Self-propelling people know how to negotiate networks to get ahead, as was evident for all the socially mobile women I studied. Consider Camila, for example, a second-generation Dominican in South Boston who told me about a time when she was very angry about a situation at work. She was given an evaluation that did not include information she had been asked to provide in a previous self-assessment, and she was told to sign an evaluation that did not properly describe her actual responsibilities. The omitted information included the training of all new cashiers, head tellers, and the assistant manager; indeed, she was still a teller, yet was troubleshooting for all the other tellers at the branch. “I asked to speak to the manager and instead she had me go through the assistant manager.
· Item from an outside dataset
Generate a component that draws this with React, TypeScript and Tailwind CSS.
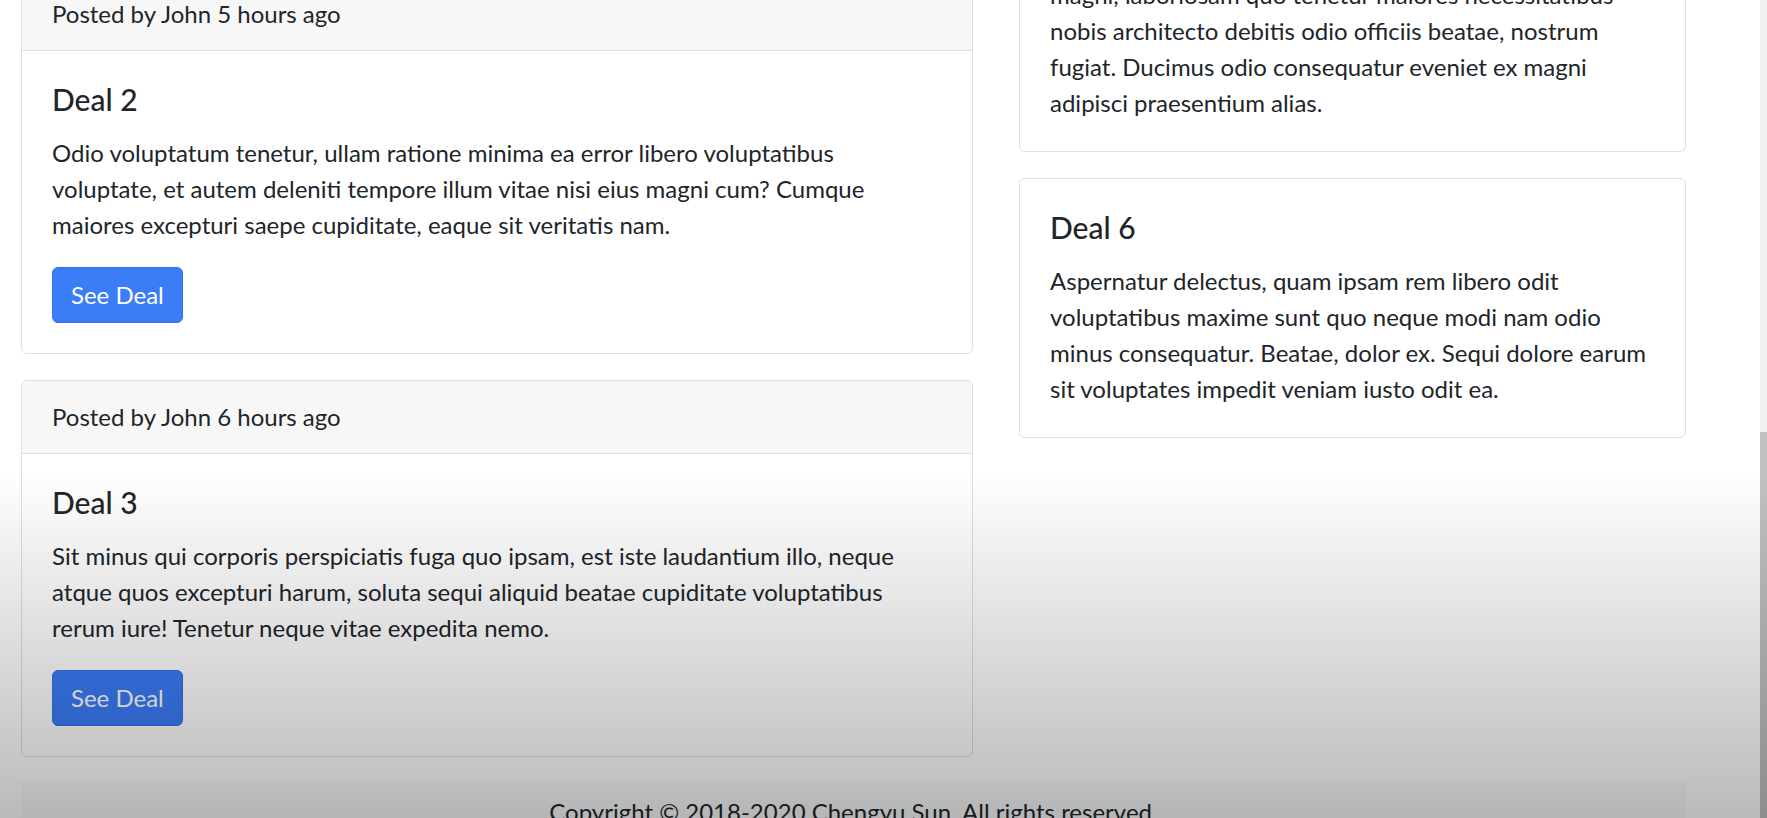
import React from 'react';

interface Deal {
  title: string;
  lines: string[];
  postedBy?: string;
  showButton?: boolean;
}

const leftDeals: Deal[] = [
  {
    title: 'Deal 1',
    postedBy: 'Posted by John 4 hours ago',
    showButton: true,
    lines: [
      'Lorem ipsum dolor sit amet consectetur adipisicing elit. Quas, natus',
      'dolorum officia veniam nihil rerum quae repellendus, ratione possimus',
      'voluptate asperiores ipsa eligendi.',
    ],
  },
  {
    title: 'Deal 2',
    postedBy: 'Posted by John 5 hours ago',
    showButton: true,
    lines: [
      'Odio voluptatum tenetur, ullam ratione minima ea error libero voluptatibus',
      'voluptate, et autem deleniti tempore illum vitae nisi eius magni cum? Cumque',
      'maiores excepturi saepe cupiditate, eaque sit veritatis nam.',
    ],
  },
  {
    title: 'Deal 3',
    postedBy: 'Posted by John 6 hours ago',
    showButton: true,
    lines: [
      'Sit minus qui corporis perspiciatis fuga quo ipsam, est iste laudantium illo, neque',
      'atque quos excepturi harum, soluta sequi aliquid beatae cupiditate voluptatibus',
      'rerum iure! Tenetur neque vitae expedita nemo.',
    ],
  },
];

const rightDeals: Deal[] = [
  {
    title: 'Deal 4',
    lines: [
      'Quibusdam, eveniet porro dolorum facere nihil',
      'repellat voluptas laudantium at ut, cumque',
      'quidem deserunt illum.',
    ],
  },
  {
    title: 'Deal 5',
    lines: [
      'Nemo rerum ab similique, officia quod veniam',
      'tempora sapiente explicabo dolores harum',
      'magni, laboriosam quo tenetur maiores necessitatibus',
      'nobis architecto debitis odio officiis beatae, nostrum',
      'fugiat. Ducimus odio consequatur eveniet ex magni',
      'adipisci praesentium alias.',
    ].slice(0),
  },
  {
    title: 'Deal 6',
    lines: [
      'Aspernatur delectus, quam ipsam rem libero odit',
      'voluptatibus maxime sunt quo neque modi nam odio',
      'minus consequatur. Beatae, dolor ex. Sequi dolore earum',
      'sit voluptates impedit veniam iusto odit ea.',
    ],
  },
];

const DealCard: React.FC<{ deal: Deal }> = ({ deal }) => {
  return (
    <div className="mb-[26px] rounded-[6px] border border-[#dfdfdf] bg-white">
      {deal.postedBy && (
        <div className="rounded-t-[5px] border-b border-[#dfdfdf] bg-[#f7f7f7] px-[30px] py-[18px] text-[24px] leading-[36px]">
          {deal.postedBy}
        </div>
      )}
      <div className="p-[30px]">
        <h5 className="mb-[18px] text-[30px] leading-[36px] font-medium">{deal.title}</h5>
        <p className="text-[24px] leading-[36px]">
          {deal.lines.map((line) => (
            <span key={line} className="block whitespace-nowrap">
              {line}
            </span>
          ))}
        </p>
        {deal.showButton && (
          <button className="mt-[24px] h-[56px] rounded-[6px] border border-[#3470e4] bg-[#3b7cf7] px-[18px] text-[24px] leading-[36px] text-white">
            See Deal
          </button>
        )}
      </div>
    </div>
  );
};

export default function App() {
  return (
    <div className="relative flex h-screen overflow-hidden bg-white font-['Lato','Liberation_Sans',sans-serif] text-[#212529]">
      <div className="flex-1 overflow-hidden">
        {/* page is scrolled down */}
        <div className="-mt-[426px] w-[1686px] pl-[21px]">
          <div className="flex items-start gap-[46px]">
            <div className="w-[952px]">
              {leftDeals.map((d) => (
                <DealCard key={d.title} deal={d} />
              ))}
            </div>
            <div className="-mt-1 w-[667px]">
              {rightDeals.map((d) => (
                <DealCard key={d.title} deal={d} />
              ))}
            </div>
          </div>
          <footer className="bg-[#f8f9fa] pt-[11px] pb-[24px] text-center text-[24px] leading-[36px]">
            Copyright © 2018-2020 Chengyu Sun. All rights reserved.
          </footer>
        </div>
      </div>

      {/* scrollbar */}
      <div className="w-[7px] shrink-0 bg-[#f1f1f1]">
        <div className="mt-[432px] h-[400px] bg-[#c1c1c1]" />
      </div>

      {/* video player shading */}
      <div className="pointer-events-none absolute inset-x-0 top-[470px] bottom-0 bg-[linear-gradient(to_bottom,rgba(0,0,0,0),rgba(0,0,0,0.27))]" />
    </div>
  );
}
Why, why can’t she just deal with me directly? How am I going to advance if what I do is not documented? She added the missing information and “I told them I wouldn’t sign it unless it was included or they discussed this with me.” Camila “signed the evaluation once they told me that they would increase her grade from three to five, just one behind the Head Teller.” Camila was certainly an example of a self-propelling person in action, and I found others like her.

Similarly, I found that socially mobile self-starters tended to see themselves as struggling immigrants. As one of my informants put it, “my parents sacrificed to bring us here so that we could have a better future.” This outlook helped people work ever harder in order to live up to the sacrifices and expectations of their parents.

Social Support

Those who get ahead do so within a broad network of supporters. Julia, a second-generation Salvadoran in East Boston was working and going to college. As a young mother, she relied on “an army” of family members to put together a patchwork of childcare for Bobby, her son. This “army” included her mother and stepfather, an aunt and an uncle and Bobby’s father and his family. At one point, Julia’s mother went as far as to quit her part time job in order to be home for Bobby in the afternoons after Julia found out that her uncle had hit Bobby while taking care of him. Bobby’s father and his family moved further away and this placed limits on their availability for childcare.

When asked why there were so many people willing to help her, she replied that “they love him (Bobby) and they know that I have to work…they know that I am not out partying…I am very lucky to have such supportive family…living with my family keeps me from having to pay for childcare and housing…plus I rely on my mother, she supports me and gives me a lot of emotional help…like, when one of us comes home after having a bad day and stuff…I know I count on my mother a lot but she counts on me as well.”

Social Leverage in Ethnic Communities

Those who get ahead make active use of all supportive ties in their networks. Josefa, a first-generation Afro-Honduran woman in South Boston found out that there are people with information about better jobs among those in the lowest paid janitorial workforce. Josefa had limited English language skills and she was working without benefits in a modest hotel when she learned about her current job in an upscale hotel through a weak tie -- a coworker. As Josefa explained: “There was this Bosnian man…he tells me that I am young and can speak better English and that I should get out of that dead-end job and go to the [upscale hotel] where they are hiring. This job is giving me many opportunities, I have to speak English…I also get to meet so many people…there are so many things to do around there.”

In effect, this co-worker and fellow immigrant became a leveraging bridge connecting Josefa to a different type of employment, opening new opportunities for her. For the first time, she had access to private health insurance, paid vacation, holidays and overtime in a unionized workplace. Through a job-based credit union, Josefa was also able to develop a line of credit and get her own banking account; and her new job helped Josefa improve her English skills and exposed her to a diverse group of people in her busy and trendy neighborhood. 

Making the Most of Ties to Different People

Beyond relying on fellow ethnics, those who get ahead also use ties to other communities. When Camila was younger and living in South Boston, Sister Magdalena, an Irish-American nun, helped her family get access to resources in South Boston. As Camila explained, “She would come to the house to let us know about programs…Then she is the one that got me into the Young Entrepreneurs club…it was a club that taught us how to produce and market products. It was just me and my brother and all the rest were white kids…We learned to make jewelry and then took a trip to New York City to buy the supplies. Then we came back and sold the jewelry to area businesses. I learned so much with that trip”.

In sum, I learned that the people I studied were able to get ahead in difficult circumstances because they saw themselves as engaged in struggles and made full use of supports within and beyond their communities. Arguably, such ingredients allow all populations to flourish.